PBMR facing massive cuts
South Africa has stopped funding the development of the pebble bed modular reactor, leaving the project company looking at 75% cuts in staff.
South Africa has stopped funding the development of the pebble bed modular reactor, leaving the project company looking at 75% cuts in staff.
A statement from the company said "directors are contemplating a large-scale restructuring" to "reduce costs and extend the operating life of the company."
"This will potentially involve a significant reduction of approximately 75% of the employee complement, which currently comprises more than 800 people."
PBMR Pty is owned by Eskom, the South African state's power company, which has long struggled to meet growing demand for power in the country. Plans made for a mass order of pressurized water reactors in early 2008 were put on hold, and then came the global recession. The Department of Public Enterprises that funds Eskom was not answering calls to confirm the details of its decision.
Reactor concept for sale
PBMR said the resources currently available would not sustain the current structure and the future depends on discussions with existing investors "to determine their conditions for further investments."
Reactor vendor, technology and fuel company Westinghouse has a minority stake in the demonstration plant PBMR had hoped to build, but this project effectively halted some months ago. There has also been cooperation for several years with Tsinghua University scientists working on a similar high-temperature reactor concept for China.
PBMR's most recent connection was with Mitsubishi Heavy Industries, which signed a memorandum of understanding for collaboration in the development of the PBMR technology.
The PBMR design draws on long proven German technology and has been under development in South Africa since the early 1990s. It is a high-temperature gas-cooled reactor (HTR) which uses fuel spheres of silicon carbide-coated uranium particles encased in graphite, with helium as the coolant. This gives the reactor a high degree of passive safety, exploiting inherent safety characteristics depending on the physical properties of the system without the need for intervention. The ability to produce hot steam at 750°C means the PBMR can supply process heat as well as generating electricity, and its small size makes it particularly suited to applications in areas lacking a fully developed transmission grid.
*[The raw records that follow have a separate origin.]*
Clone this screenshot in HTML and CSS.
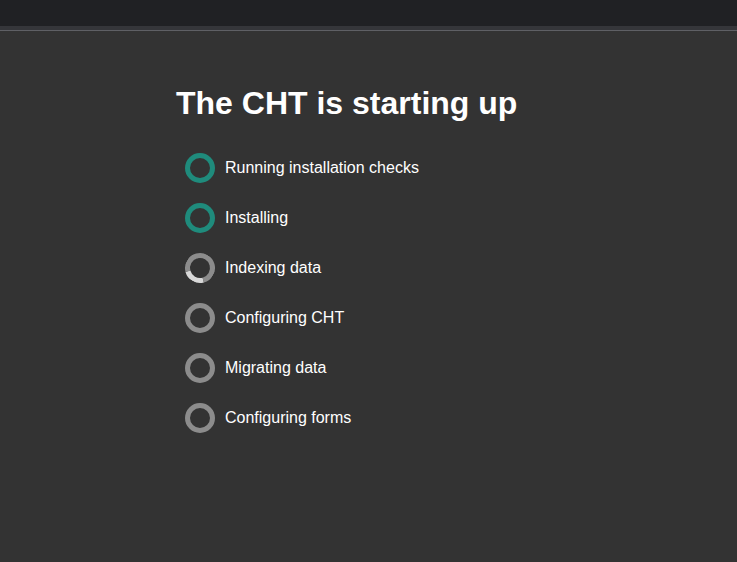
FILE: index.html
```html
<!DOCTYPE html>
<html>
<head>
<meta charset="utf-8">
<link rel="stylesheet" href="styles.css">
</head>
<body>
<div class="topbar"></div>
<div class="strip"></div>
<main class="content">
  <h1 class="title">The CHT is starting up</h1>
  <ul class="steps">
    <li class="step"><span class="ring done"></span><span class="label">Running installation checks</span></li>
    <li class="step"><span class="ring done"></span><span class="label">Installing</span></li>
    <li class="step"><span class="ring active"></span><span class="label">Indexing data</span></li>
    <li class="step"><span class="ring"></span><span class="label">Configuring CHT</span></li>
    <li class="step"><span class="ring"></span><span class="label">Migrating data</span></li>
    <li class="step"><span class="ring"></span><span class="label">Configuring forms</span></li>
  </ul>
</main>
</body>
</html>
```
FILE: styles.css
```css
html, body {
  margin: 0;
  padding: 0;
  background: #333333;
  height: 100%;
  font-family: "Liberation Sans", Arial, sans-serif;
  color: #ffffff;
}
.topbar {
  height: 26px;
  background: #202124;
}
.strip {
  height: 4px;
  background: #35363a;
  border-bottom: 1px solid #5f6065;
}
.content {
  padding-left: 176px;
  padding-top: 54px;
}
.title {
  margin: 0;
  font-size: 32px;
  font-weight: bold;
  line-height: 36px;
}
.steps {
  list-style: none;
  margin: 22px 0 0 9px;
  padding: 0;
}
.step {
  display: flex;
  align-items: center;
  height: 50px;
  gap: 10px;
}
.ring {
  box-sizing: border-box;
  width: 30px;
  height: 30px;
  border-radius: 50%;
  border: 5px solid #8c8c8c;
  flex: none;
}
.ring.done {
  border-color: #1f8b7c;
}
.ring.active {
  border-color: #8c8c8c;
  border-bottom-color: #d8d8d8;
  transform: rotate(30deg);
}
.label {
  font-size: 16px;
}
```
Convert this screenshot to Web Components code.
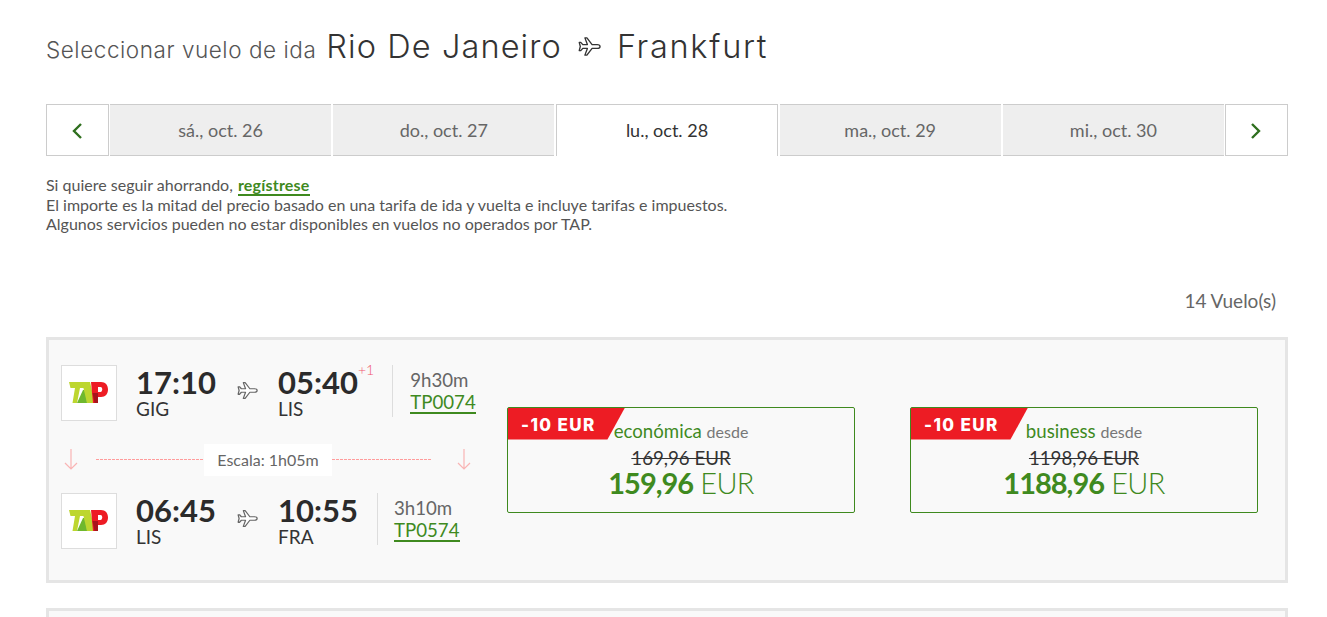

Much work took place on a 400 MWt (165 MWe) reactor using a full-scale Brayton cycle gas turbine, but in 2009 PBMR Pty decided to focus on a 200 MWt (80 MWe) design using a conventional Rankine cycle enabling it to produce steam and to generate electricity.
According to MHI executive vice-president and general manager of nuclear energy systems Akira Sawa, the possibility of going back to the original plan should not be dismissed. "The possibility that PBMR may in future still want to pursue the direct cycle, gas-turbine design, should not be ruled out," he said, noting the future potential uses stemming from the higher output temperatures achievable from such reactor systems.